JARRY, Alfred (1873-1907) Fransız romancı ve oyun yazan. Gerçeküstücü akımın başlatıcısı sayılmaktadır.
8 Eylül 1873’te Sauval’da doğdu, 1 Kasım 1907’de Paris’te öldü. 1883’te Ronnes’da liseye devam ederken, öğretmenlerinden biri olan Pere Ebe, hem fiziksel görünüşü, hem de öğrencilerine karşı tutumuyla onu olumsuz yönde etkilemişti. 1888’de Jarry ve arkadaşları Pere Ebe’yi konu alan Les Polonais, (“Polonyalılar”) adlı bir kukla oyunu yazarak sahnelediler.
Jarry 1891’de öğrenimini sürdürmek için Paris’e gitti. 1896’da burada Ubu Roi’yı (Kral Übü) yayımladı. Aynı yıl Theatre de l’Oeuvre’de sahnelenen oyun olumlu ve olumsuz çok şiddetli tepkiler aldı, Jarry’yi çok genç yaşında üne kavuşturdu. Jarry Kral Übü’yü yazarken Les Polonais’den yararlandığını ve bu metnin de tümüyle kendinin olmadığını hiçbir zaman saklamadı. Übü, bir okul çocuğunun acımasız gözleriyle görülen, aptal, bencil ve kaba bir burjuvanın karikatürüdür. Ama kişilik olarak Shakespeare’in IV. Henry’sindeki Falstaff’a benzeyen açgözlülüğü ve korkaklığı ile, sadece bir toplumsal eleştiri konusu olmanın ötesindedir. İnsanın vahşetini ve acımasızlığını yansıtır, hayvansı yanını açıklıkla sergiler. Oyunda Übü, kendini Polonya kralı ilan eder. Karşısına çıkan herkesi soyar, işkence eder ve öldürür. Sonunda ülke dışına atılır.
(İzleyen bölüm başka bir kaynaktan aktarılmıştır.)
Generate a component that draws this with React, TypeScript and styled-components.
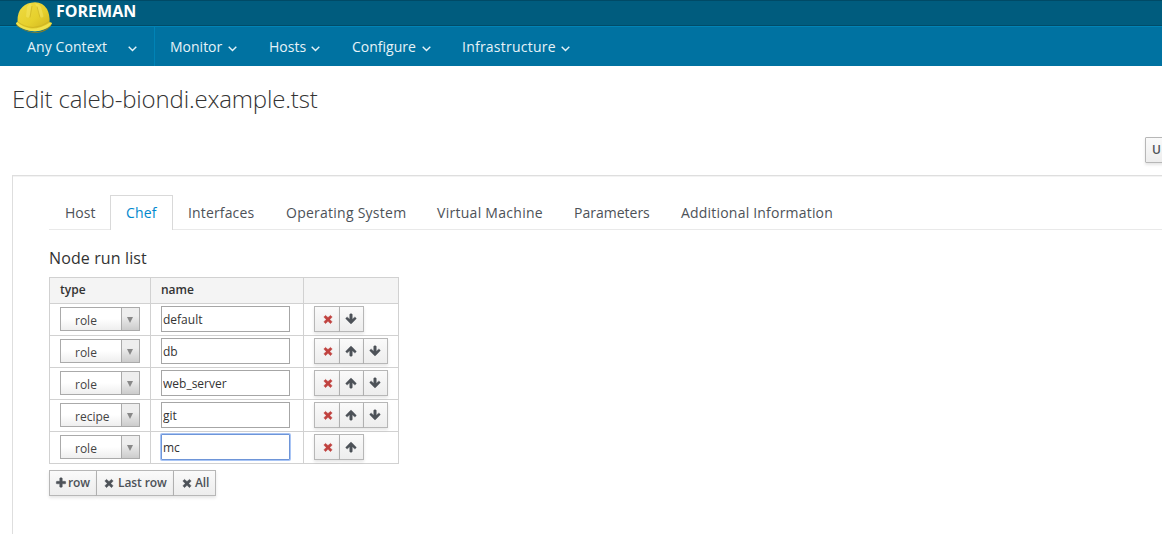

Übü’nün zalimliği ve kabalığı olağanüstü boyutlarda abartılarak verilmiştir. Bu ise bir yerde, Jarry’ nin insanlara ve yaşama karşı beslediği iğrenme, aşağılama duygularının bir sonucu olarak oluşan soğuk, alaycı tutumunun bir göstergesidir. Jarry dünyayı olduğu gibi kabul edememiş, kendini ona uyduramamıştır. Nefret ettiği yaşamla uzlaşmaya yanaşmamıştır. Kendini, yarattığı Übü tipiyle özdeşleştirmeye başlaması, bu tavrının bir tür dışavurumudur. Übü, Jarry için, çektiği acıların, başkaldırışının kaynağıyken giderek ona hükmetmeye başlamıştır. Jarry konuşması, davranışları, hatta fiziksel görünüşüyle çizgi dışı bir kişiliğe dönüşmüştür. Çevresi ile ilişkilerini yavaş yavaş koparması, yaşamın onu giderek yok etmesine yol açmış, yoksulluk ve aşırı içki ölümünü hızlandırmıştır.
Çılgınca, gösterişe meraklı davranışları ve dili özgürce, kural tanımadan kullanmasıyla Jarry, Rabe-lais’nin izleyicisidir. Karanlık, korkulu imgelemi ile de bir başka uç noktaya, şair Isidore Ducasse’a (1846-1870) yakındır. Verlaine’den, Rimbaud’dan, özellikle de tiyatro oyununda düzenli yapıya karşı çıkan Mallarme’den etkilenmiştir. Mallarme, daha 1885’te belirli bir yer ve zamandan, bilinen kişiliklerden arınmış, usdışı bir mit tiyatrosunu savunmuştur. Ona göre, içinde bulunduğu yüzyıl, mitolojiyi düşüncenin gücüyle eritmiştir. Onu yeniden yaratmak gerekmektedir. Bu bağlamda Jarry’nin Kral Übü’sü tam bir mitolojik figür olmuş, grotesk ve özgün görüntüler yaratma başarısını göstermiştir.
• YAPITLAR (başlıca): Haldernablau, 1891; Ubu Roi, 1896, (Kral Übü); L’amour absolu, 1899, (“Mutlak Aşk”); Ubu enchaine, 1900, (“Zincire Vurulmuş Übü”); Messali-ne, 1901; Le surmâle, 1902, (“Üstün Erkek”); Gestes et opinions du docteur Foustroll, (ö.s.), 1911, (“Dr. Faustroll’ un Düşünceleri ve Hareketleri”); Oeuvres completes, (ö.s.), 1948, (“Bütün Yapıtları”).
• KAYNAKLAR: P. Chauveau, AlfredJarry, .1952; F. Lot, Alfred Jarry. Son oeuvre, 1934; B. Wright, “Önsöz”, Ubu Roi, 1961.